Because that’s what our national version of Cardinals owner Bill Bidwill kept saying. President Bush insisted in October and November of last year that yes, we were winning in Iraq. "Absolutely we’re winning....We’re winning and we will win, unless we leave before the job is done....I believe that the military strategy we have is going to work," he said on October 25. "We got a strategy that helps us achieve victory," he said on November 3. (Hat tip: Greg Sargent)
But last week, Bush gave an interview to The Wall Street Journal editorial board. They asked him: "Was there a moment in the war when you said we have to make a major change in the way we’re doing things in Iraq?" "Yes, there was," Bush replied, "September/October." Of course, in September/October, Bush still was telling voters that we had the right strategy and were winning in Iraq -- but apparently that was just spin, trying to keep fans in the seats through the November elections.
Now following the voters’ harsh judgment in the midterms, the Bush administration and its supporters, like Sen. John "More War!" McCain -- who plays the Michael Bidwill role here (with Edgerrin James as "The Surge" and Iran as a new taxpayer-funded stadium) -- have made their previous assessments inoperative, and now proclaim, with equal fervor, that we had a terrible strategy in Iraq and weren’t winning. And guess what? It’s the coach’s fault.
Poor George Casey, the ultimate good soldier, who kept saying everything he said in line with existing administration policy -- we have enough troops, the Iraqi military and police forces are being trained and will stand up as we stand down, there are lots of empty places in the desert where there isn’t any violence -- becomes the designated scapegoat. Casey was greeted going in like the coming of Dennis Green -- a players’ coach, an offensive guru, a no-nonsense winner! -- and going out, like the fired coach, he’s undisciplined, he’s headstrong, he’s a loser.

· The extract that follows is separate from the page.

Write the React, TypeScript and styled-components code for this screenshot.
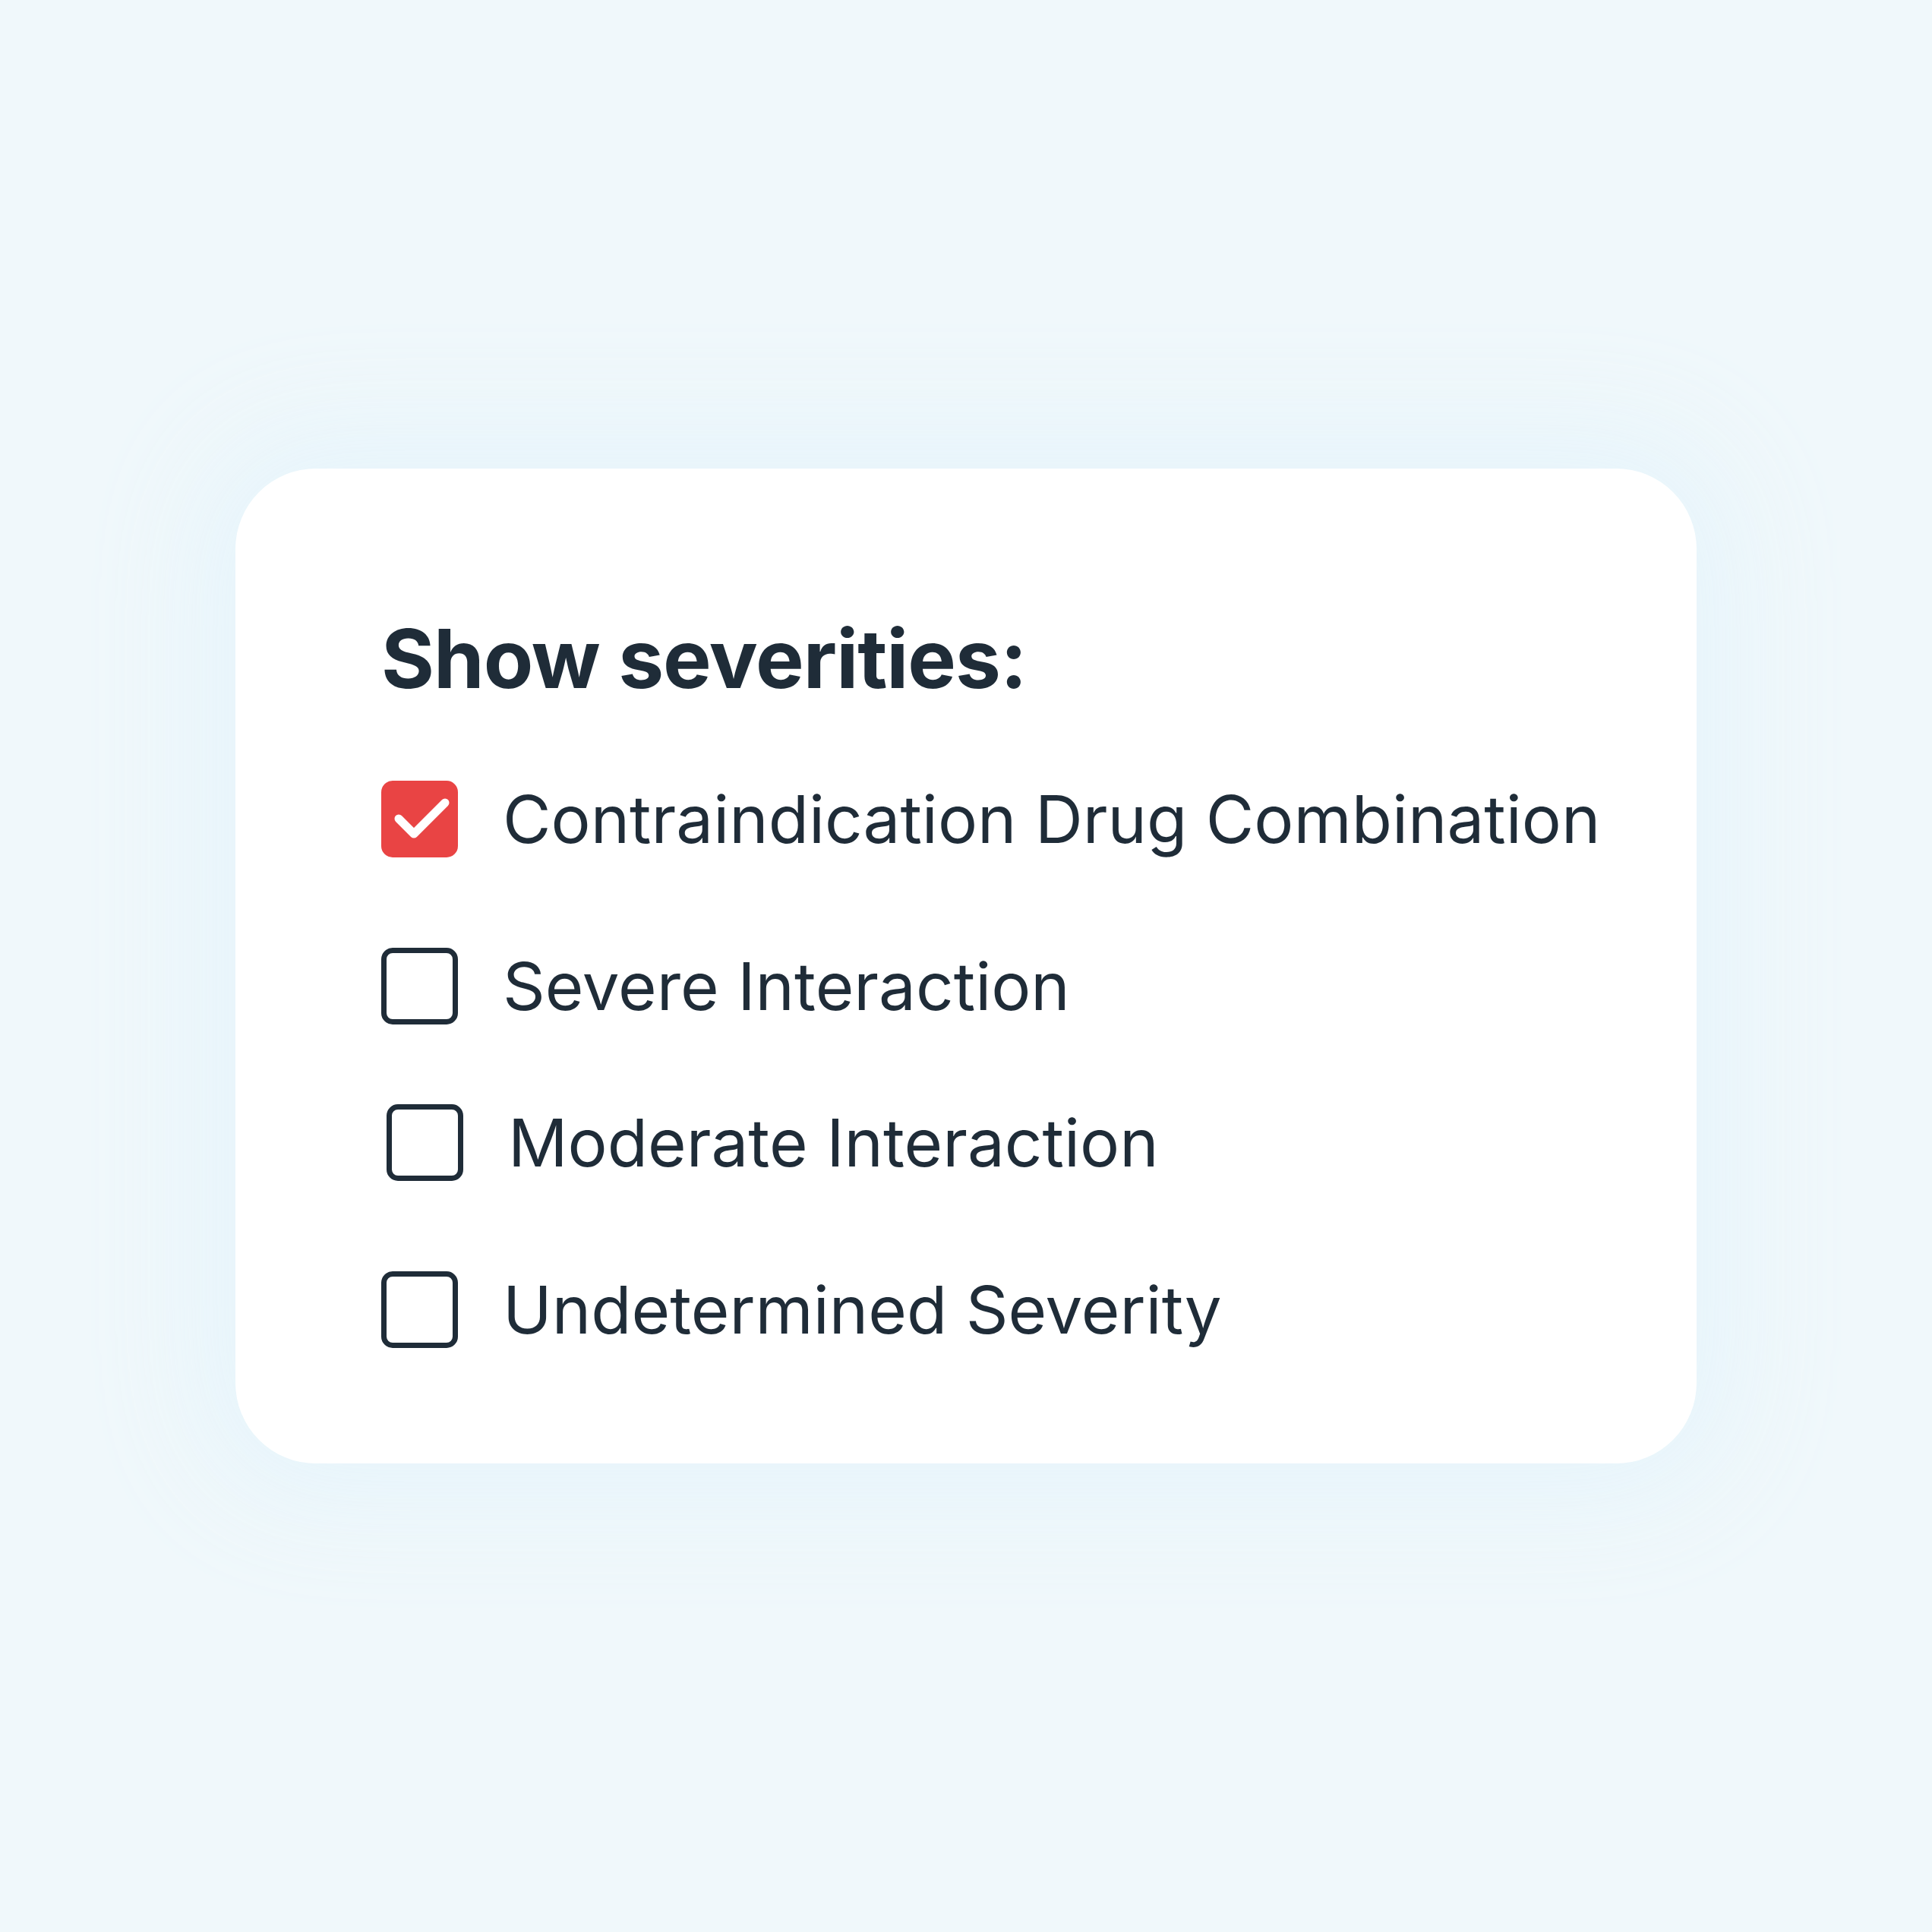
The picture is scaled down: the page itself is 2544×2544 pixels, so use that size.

At Casey’s confirmation hearings as Army chief of staff, McCain derided him for his "unrealistically rosy" assessments. McCain said that over the past 2½ years, "things have gotten markedly and progressively worse, and the situation in Iraq can now best be described as dire and deteriorating." Of course, that’s not what McCain was saying during that time.
In March of last year, McCain said, "I think things are getting better. I think they are progressing." In September, he described our situation as "two steps forward, one step back." Only now, Gen. Casey having finished his thankless tour of duty, has reality intruded and McCain’s view of Iraq has become "dire and deteriorating."
So we’re replacing Gen. Casey with the new fair-haired boy, Gen. David H. Petraeus, who is just like Ken Whisenhunt, the new Cardinals coach. Everybody loves him, he was successful as an offensive coordinator, he’s the opposite of his now-hated predecessor, he even plays golf! And we’ll keep loving Whisenhunt-Petraeus, until even they can’t make chicken salad out of the chicken-related substance that both the Bush administration and the Bidwill family keep dishing out.
At least there’s one bright side in this comparison. In politics, we can throw the rest of the bums out in 2008. In football, we’re pretty much stuck with the Bidwills forever.